━━ Dataset excerpts
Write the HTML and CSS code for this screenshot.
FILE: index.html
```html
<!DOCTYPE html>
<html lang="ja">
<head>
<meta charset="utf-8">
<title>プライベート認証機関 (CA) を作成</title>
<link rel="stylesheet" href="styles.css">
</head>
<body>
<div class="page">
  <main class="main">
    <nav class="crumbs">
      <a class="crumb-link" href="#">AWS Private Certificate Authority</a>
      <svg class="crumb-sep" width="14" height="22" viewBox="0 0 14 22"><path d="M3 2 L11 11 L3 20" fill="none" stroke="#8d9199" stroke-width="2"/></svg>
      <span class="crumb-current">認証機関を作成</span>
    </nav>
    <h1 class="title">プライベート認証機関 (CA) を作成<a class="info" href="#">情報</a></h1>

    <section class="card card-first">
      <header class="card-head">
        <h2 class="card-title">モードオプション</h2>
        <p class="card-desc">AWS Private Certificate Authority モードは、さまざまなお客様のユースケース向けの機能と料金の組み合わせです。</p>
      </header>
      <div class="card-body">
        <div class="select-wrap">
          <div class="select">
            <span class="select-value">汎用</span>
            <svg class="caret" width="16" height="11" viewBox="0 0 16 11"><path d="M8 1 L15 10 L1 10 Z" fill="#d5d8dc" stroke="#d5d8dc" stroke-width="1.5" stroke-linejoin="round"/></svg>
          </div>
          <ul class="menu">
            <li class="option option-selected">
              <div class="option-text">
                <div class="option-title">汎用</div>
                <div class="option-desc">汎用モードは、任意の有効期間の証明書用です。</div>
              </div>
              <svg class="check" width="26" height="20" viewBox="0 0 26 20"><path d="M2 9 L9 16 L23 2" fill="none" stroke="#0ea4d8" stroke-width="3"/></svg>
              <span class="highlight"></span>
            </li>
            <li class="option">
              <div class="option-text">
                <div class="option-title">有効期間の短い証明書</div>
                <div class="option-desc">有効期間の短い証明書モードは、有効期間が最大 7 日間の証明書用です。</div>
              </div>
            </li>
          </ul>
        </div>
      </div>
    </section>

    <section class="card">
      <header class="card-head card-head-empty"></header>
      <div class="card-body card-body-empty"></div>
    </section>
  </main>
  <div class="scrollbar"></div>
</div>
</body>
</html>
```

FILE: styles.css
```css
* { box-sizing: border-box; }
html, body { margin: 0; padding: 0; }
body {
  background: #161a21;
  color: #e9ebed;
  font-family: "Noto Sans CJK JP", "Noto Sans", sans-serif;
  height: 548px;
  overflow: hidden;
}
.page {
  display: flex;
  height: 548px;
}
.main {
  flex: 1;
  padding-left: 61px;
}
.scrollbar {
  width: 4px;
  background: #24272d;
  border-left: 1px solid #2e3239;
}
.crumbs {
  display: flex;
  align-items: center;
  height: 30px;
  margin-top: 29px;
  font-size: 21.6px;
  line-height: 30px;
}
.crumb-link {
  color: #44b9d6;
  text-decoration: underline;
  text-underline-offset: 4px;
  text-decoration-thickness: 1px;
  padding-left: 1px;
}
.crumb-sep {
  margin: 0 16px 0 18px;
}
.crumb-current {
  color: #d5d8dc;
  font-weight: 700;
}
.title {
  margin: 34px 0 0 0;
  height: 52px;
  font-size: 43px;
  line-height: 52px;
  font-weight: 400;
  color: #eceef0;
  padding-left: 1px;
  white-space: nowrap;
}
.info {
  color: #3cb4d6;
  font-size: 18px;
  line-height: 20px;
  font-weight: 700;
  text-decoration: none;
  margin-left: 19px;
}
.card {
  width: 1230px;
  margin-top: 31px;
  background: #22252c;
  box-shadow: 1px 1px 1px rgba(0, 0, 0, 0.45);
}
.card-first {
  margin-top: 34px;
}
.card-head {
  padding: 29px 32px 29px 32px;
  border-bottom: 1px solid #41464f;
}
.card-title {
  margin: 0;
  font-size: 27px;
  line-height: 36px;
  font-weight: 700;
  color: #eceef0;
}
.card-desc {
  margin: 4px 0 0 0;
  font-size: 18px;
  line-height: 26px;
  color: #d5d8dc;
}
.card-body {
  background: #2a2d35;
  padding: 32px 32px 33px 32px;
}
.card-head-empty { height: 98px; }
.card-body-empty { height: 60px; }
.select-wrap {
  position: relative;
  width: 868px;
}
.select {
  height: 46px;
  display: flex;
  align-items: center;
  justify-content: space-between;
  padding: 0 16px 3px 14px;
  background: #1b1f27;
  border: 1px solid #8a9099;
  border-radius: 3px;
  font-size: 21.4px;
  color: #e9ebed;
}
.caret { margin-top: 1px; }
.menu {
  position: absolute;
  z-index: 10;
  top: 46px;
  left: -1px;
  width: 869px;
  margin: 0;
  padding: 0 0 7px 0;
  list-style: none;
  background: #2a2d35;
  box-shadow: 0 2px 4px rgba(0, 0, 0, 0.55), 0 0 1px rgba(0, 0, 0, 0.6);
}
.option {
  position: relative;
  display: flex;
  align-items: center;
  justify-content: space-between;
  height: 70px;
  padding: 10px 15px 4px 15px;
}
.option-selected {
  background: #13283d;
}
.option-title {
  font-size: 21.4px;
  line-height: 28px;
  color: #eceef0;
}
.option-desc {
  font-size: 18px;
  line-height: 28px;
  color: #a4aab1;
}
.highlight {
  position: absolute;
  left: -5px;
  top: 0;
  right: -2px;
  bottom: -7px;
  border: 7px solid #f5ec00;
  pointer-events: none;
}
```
━━━━
━━ Dataset excerpts
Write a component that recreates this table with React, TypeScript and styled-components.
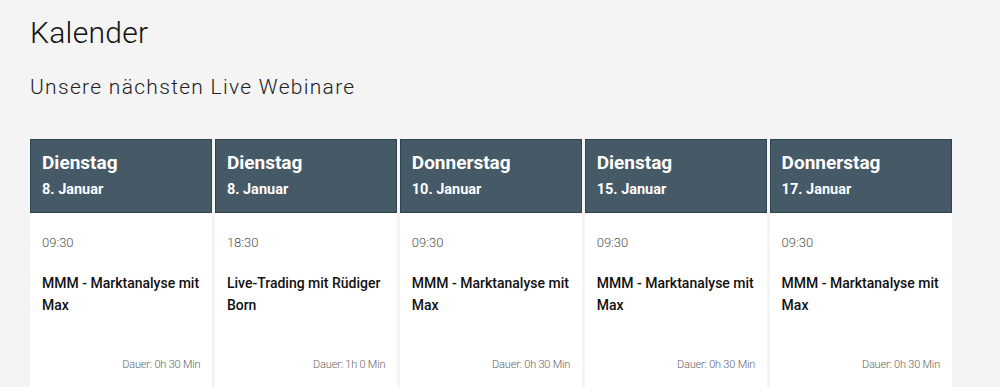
━━━━
━━ Dataset excerpts
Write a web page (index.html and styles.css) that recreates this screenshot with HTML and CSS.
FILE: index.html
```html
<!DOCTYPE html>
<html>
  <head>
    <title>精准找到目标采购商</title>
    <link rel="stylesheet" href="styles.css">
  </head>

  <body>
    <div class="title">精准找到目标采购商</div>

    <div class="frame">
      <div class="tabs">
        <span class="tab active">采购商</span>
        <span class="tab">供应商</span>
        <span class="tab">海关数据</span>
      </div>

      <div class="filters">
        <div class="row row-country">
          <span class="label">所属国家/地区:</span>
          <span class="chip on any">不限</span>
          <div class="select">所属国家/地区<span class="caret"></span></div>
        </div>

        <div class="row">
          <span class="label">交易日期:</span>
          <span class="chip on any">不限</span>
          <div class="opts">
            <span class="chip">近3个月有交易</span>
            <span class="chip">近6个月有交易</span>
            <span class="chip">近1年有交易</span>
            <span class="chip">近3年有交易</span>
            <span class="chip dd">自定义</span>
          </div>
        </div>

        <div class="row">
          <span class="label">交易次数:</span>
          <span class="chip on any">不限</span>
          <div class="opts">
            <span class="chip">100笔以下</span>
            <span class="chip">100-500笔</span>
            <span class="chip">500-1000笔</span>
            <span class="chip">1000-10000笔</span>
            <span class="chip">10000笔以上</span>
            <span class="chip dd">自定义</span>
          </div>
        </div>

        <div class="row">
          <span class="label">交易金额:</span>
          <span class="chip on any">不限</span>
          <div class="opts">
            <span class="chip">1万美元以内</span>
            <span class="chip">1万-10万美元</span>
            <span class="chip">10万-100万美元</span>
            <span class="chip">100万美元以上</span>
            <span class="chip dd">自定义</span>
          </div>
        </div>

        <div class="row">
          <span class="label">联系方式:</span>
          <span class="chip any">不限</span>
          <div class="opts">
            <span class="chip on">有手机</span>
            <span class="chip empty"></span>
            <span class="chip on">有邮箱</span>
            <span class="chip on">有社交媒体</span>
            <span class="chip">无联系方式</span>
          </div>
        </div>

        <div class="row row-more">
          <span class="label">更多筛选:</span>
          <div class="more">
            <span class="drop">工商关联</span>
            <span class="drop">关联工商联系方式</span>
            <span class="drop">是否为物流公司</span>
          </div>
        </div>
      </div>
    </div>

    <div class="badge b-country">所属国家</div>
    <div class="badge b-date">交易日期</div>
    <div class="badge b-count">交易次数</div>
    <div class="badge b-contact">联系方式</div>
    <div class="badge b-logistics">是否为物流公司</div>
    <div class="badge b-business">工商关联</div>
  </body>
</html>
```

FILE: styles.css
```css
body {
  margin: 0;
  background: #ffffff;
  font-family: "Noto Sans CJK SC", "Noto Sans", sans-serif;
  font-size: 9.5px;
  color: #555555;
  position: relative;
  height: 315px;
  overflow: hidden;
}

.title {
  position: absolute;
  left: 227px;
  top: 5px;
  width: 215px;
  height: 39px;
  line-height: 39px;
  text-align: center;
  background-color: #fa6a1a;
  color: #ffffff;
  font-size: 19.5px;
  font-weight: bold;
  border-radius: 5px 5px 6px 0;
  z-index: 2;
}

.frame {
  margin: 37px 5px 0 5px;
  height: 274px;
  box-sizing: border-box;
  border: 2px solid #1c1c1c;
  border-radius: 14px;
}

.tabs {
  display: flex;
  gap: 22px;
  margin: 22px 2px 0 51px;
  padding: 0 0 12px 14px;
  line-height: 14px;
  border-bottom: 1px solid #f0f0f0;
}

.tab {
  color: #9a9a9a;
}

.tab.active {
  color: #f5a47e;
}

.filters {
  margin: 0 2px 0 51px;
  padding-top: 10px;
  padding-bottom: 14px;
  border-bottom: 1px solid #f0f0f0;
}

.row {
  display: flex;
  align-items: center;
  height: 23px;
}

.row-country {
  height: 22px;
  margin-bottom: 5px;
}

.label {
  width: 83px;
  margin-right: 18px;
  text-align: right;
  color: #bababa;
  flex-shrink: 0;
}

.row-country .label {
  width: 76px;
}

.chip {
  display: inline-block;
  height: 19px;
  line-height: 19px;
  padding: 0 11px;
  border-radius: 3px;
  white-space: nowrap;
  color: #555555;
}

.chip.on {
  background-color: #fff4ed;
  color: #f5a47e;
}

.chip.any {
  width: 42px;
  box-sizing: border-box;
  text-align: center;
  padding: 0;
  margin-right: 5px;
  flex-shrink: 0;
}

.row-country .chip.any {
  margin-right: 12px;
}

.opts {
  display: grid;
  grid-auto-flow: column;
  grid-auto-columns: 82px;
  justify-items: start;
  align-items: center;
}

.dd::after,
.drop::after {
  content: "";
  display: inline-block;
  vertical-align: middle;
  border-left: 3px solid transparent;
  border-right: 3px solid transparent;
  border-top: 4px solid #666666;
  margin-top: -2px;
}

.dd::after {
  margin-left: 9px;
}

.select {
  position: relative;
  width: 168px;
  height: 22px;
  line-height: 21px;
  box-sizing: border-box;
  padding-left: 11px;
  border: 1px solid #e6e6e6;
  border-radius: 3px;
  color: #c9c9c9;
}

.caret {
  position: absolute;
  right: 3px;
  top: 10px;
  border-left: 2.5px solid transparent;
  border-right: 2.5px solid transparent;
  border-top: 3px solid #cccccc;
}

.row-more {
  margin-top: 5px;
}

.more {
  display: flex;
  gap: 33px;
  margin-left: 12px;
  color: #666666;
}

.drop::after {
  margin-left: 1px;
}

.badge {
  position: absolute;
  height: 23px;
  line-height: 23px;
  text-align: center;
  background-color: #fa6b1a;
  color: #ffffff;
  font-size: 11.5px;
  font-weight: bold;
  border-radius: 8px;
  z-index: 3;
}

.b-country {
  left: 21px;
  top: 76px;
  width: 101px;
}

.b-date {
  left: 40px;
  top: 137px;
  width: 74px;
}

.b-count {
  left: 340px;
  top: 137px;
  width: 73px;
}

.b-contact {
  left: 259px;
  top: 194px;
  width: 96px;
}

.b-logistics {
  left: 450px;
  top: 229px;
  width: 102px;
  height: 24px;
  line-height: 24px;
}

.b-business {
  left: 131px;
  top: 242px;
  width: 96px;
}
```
━━━━
» Do this: Write out each line of the data that holds the string "recreates".

» Written solution:
Write a component that recreates this table with React, TypeScript and styled-components.
Write a web page (index.html and styles.css) that recreates this screenshot with HTML and CSS.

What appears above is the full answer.